I wish Mr. Thomas well and hope that the small town politicking doesn't negatively affect him. I think Mr. Thomas will have the last laugh by going elsewhere and making 2x or 3x his current salary without having to deal with a couple of clowns wrangling to keep their high paying part-time job.

Anonymous said...

It would be very hard to criticize what was seen/done on the Director's level,especially when there were trained staff in place.

However, attracting talent will require a re-evaluation of what the department is paying for key positions.

If you get interest based on what is being offered, I would seriously question the motivations.

Thankfully, there is a fair amount of scrutiny. As this moves forward, I hope interest in how the wastewater is being treated doesn't wane.

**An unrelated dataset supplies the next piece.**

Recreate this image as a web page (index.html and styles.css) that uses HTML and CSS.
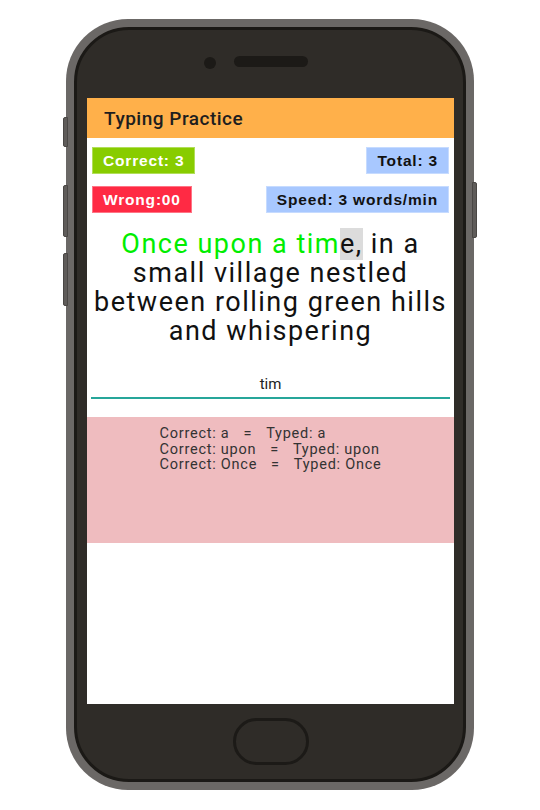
FILE: index.html
```html
<!DOCTYPE html>
<html lang="en">
<head>
<meta charset="utf-8">
<title>Typing Practice</title>
<link rel="stylesheet" href="styles.css">
</head>
<body>
<div class="stage">
  <div class="phone">
    <span class="side-btn left b1"></span>
    <span class="side-btn left b2"></span>
    <span class="side-btn left b3"></span>
    <span class="side-btn right b4"></span>
    <div class="bezel">
      <div class="top">
        <span class="camera"></span>
        <span class="speaker"></span>
        <span></span>
      </div>
      <div class="screen">
        <header class="appbar">Typing Practice</header>
        <div class="stats">
          <div class="row">
            <span class="badge green">Correct: 3</span>
            <span class="badge blue">Total: 3</span>
          </div>
          <div class="row">
            <span class="badge red">Wrong:00</span>
            <span class="badge blue">Speed: 3 words/min</span>
          </div>
        </div>
        <p class="passage"><span class="done">Once upon a tim</span><span class="cursor">e,</span> in a small village nestled between rolling green hills and whispering</p>
        <div class="input">tim</div>
        <div class="log">
          <div class="log-lines">
            <div>Correct: a<span class="eq">=</span>Typed: a</div>
            <div>Correct: upon<span class="eq">=</span>Typed: upon</div>
            <div>Correct: Once<span class="eq">=</span>Typed: Once</div>
          </div>
        </div>
      </div>
      <div class="bottom">
        <span class="home"></span>
      </div>
    </div>
  </div>
</div>
</body>
</html>
```
FILE: styles.css
```css
* { box-sizing: border-box; }
html, body { margin: 0; padding: 0; background: #fff; }
body { font-family: Roboto, "Liberation Sans", sans-serif; }

.stage {
  width: 540px;
  height: 810px;
  padding: 19px 0 0 66px;
}

.phone {
  position: relative;
  width: 408px;
  height: 771px;
  background: #6b6866;
  border-radius: 62px;
  padding: 8px;
}

.side-btn {
  position: absolute;
  width: 5px;
  background: #5f5c5a;
  border: 1px solid #4a4745;
}
.side-btn.left { left: -3px; border-radius: 2px 0 0 2px; }
.side-btn.right { right: -3px; border-radius: 0 2px 2px 0; }
.b1 { top: 98px; height: 30px; }
.b2 { top: 166px; height: 52px; }
.b3 { top: 234px; height: 53px; }
.b4 { top: 163px; height: 56px; }

.bezel {
  height: 100%;
  background: #2f2c28;
  border: 3px solid #1b1916;
  border-radius: 55px;
  padding: 0 9px 0 10px;
  display: flex;
  flex-direction: column;
}

.top {
  height: 68px;
  display: grid;
  grid-template-columns: 1fr auto 1fr;
  align-items: center;
  padding-bottom: 5px;
}
.camera {
  justify-self: end;
  width: 12px;
  height: 12px;
  border-radius: 50%;
  background: #1c1a17;
  margin-right: 18px;
  margin-top: 2px;
}
.speaker {
  width: 74px;
  height: 11px;
  border-radius: 6px;
  background: #1c1a17;
}

.screen {
  height: 606px;
  background: #fff;
  display: flex;
  flex-direction: column;
}

.appbar {
  height: 40px;
  background: #ffb04a;
  color: #1e1e1e;
  font-size: 19px;
  font-weight: 500;
  letter-spacing: 0.5px;
  padding-left: 17px;
  display: flex;
  align-items: center;
}

.stats {
  padding: 9px 5px 0;
  display: flex;
  flex-direction: column;
  gap: 12px;
}
.row {
  display: flex;
  justify-content: space-between;
}
.badge {
  height: 27px;
  padding: 0 10px;
  display: flex;
  align-items: center;
  white-space: nowrap;
  font-family: "Liberation Sans", Arial, sans-serif;
  font-weight: bold;
  font-size: 15.5px;
  letter-spacing: 0.82px;
  border: 1px solid rgba(255,255,255,0.35);
}
.badge.green { background: #88cc00; color: #fff; }
.badge.red { background: #ff2a44; color: #fff; }
.badge.blue { background: #a8c8ff; color: #111; }

.passage {
  margin: 17px 4px 0;
  text-align: center;
  font-size: 27px;
  line-height: 29px;
  letter-spacing: 1.5px;
  color: #111;
}
.done { color: #00ee00; }
.cursor { background: #dcdcdc; }

.input {
  margin: 12px 4px 0;
  height: 41px;
  border-bottom: 2px solid #26a69a;
  text-align: center;
  font-size: 15px;
  color: #222;
  padding-top: 17px;
}

.log {
  margin-top: 18px;
  height: 126px;
  background: #efbcbf;
  display: flex;
  justify-content: center;
  padding-top: 9px;
}
.log-lines {
  font-size: 14.5px;
  line-height: 15.5px;
  letter-spacing: 0.75px;
  color: #333;
}
.eq { white-space: pre; padding: 0 14px; }

.bottom {
  flex: 1;
  display: flex;
  justify-content: center;
  padding-top: 14px;
}
.home {
  width: 76px;
  height: 47px;
  border: 3px solid #1c1a17;
  border-radius: 24px;
}
```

One thing is for certain, if you want quality people, you need to be willing and able to pay for them.

Anonymous said...

Oconee wants to appear big time, but the reality is the there is no money invested in a first class county. I appreciate our volunteer firemen and women. But, no full time fire department? Every homeowner and business pays for that with increased insurance premiums.

One player deep in most positions? Business first and too bad for the residents' needs? Waste plant problems known for 6 mos with no action from the Commission?

The small time leadership of our county comes out big.

Anonymous said...

Oconee County has one of the highest ISO ratings of county whether the FD is paid or volunteer. The insurance rates are extremely low when compared to other Counties of a similar size and character. Fact of the matter is that the VFD does an outstanding job, and I would wager that a paid FD couldn't do any better nor would it change the ISO rating.

If you think your insurance bills are too high, wait until they add 20-30 fire fighters to the payroll (at a cost of 50-75K each per year) I'll wager the paltry perceived insurance cost will pale in comparison to the increase in the tax bill.

Anonymous said...

Hmmm...if I didn't know better, I'd guess that Anon 7:22 pm is an elected official or high ranking administrator at the county HQ.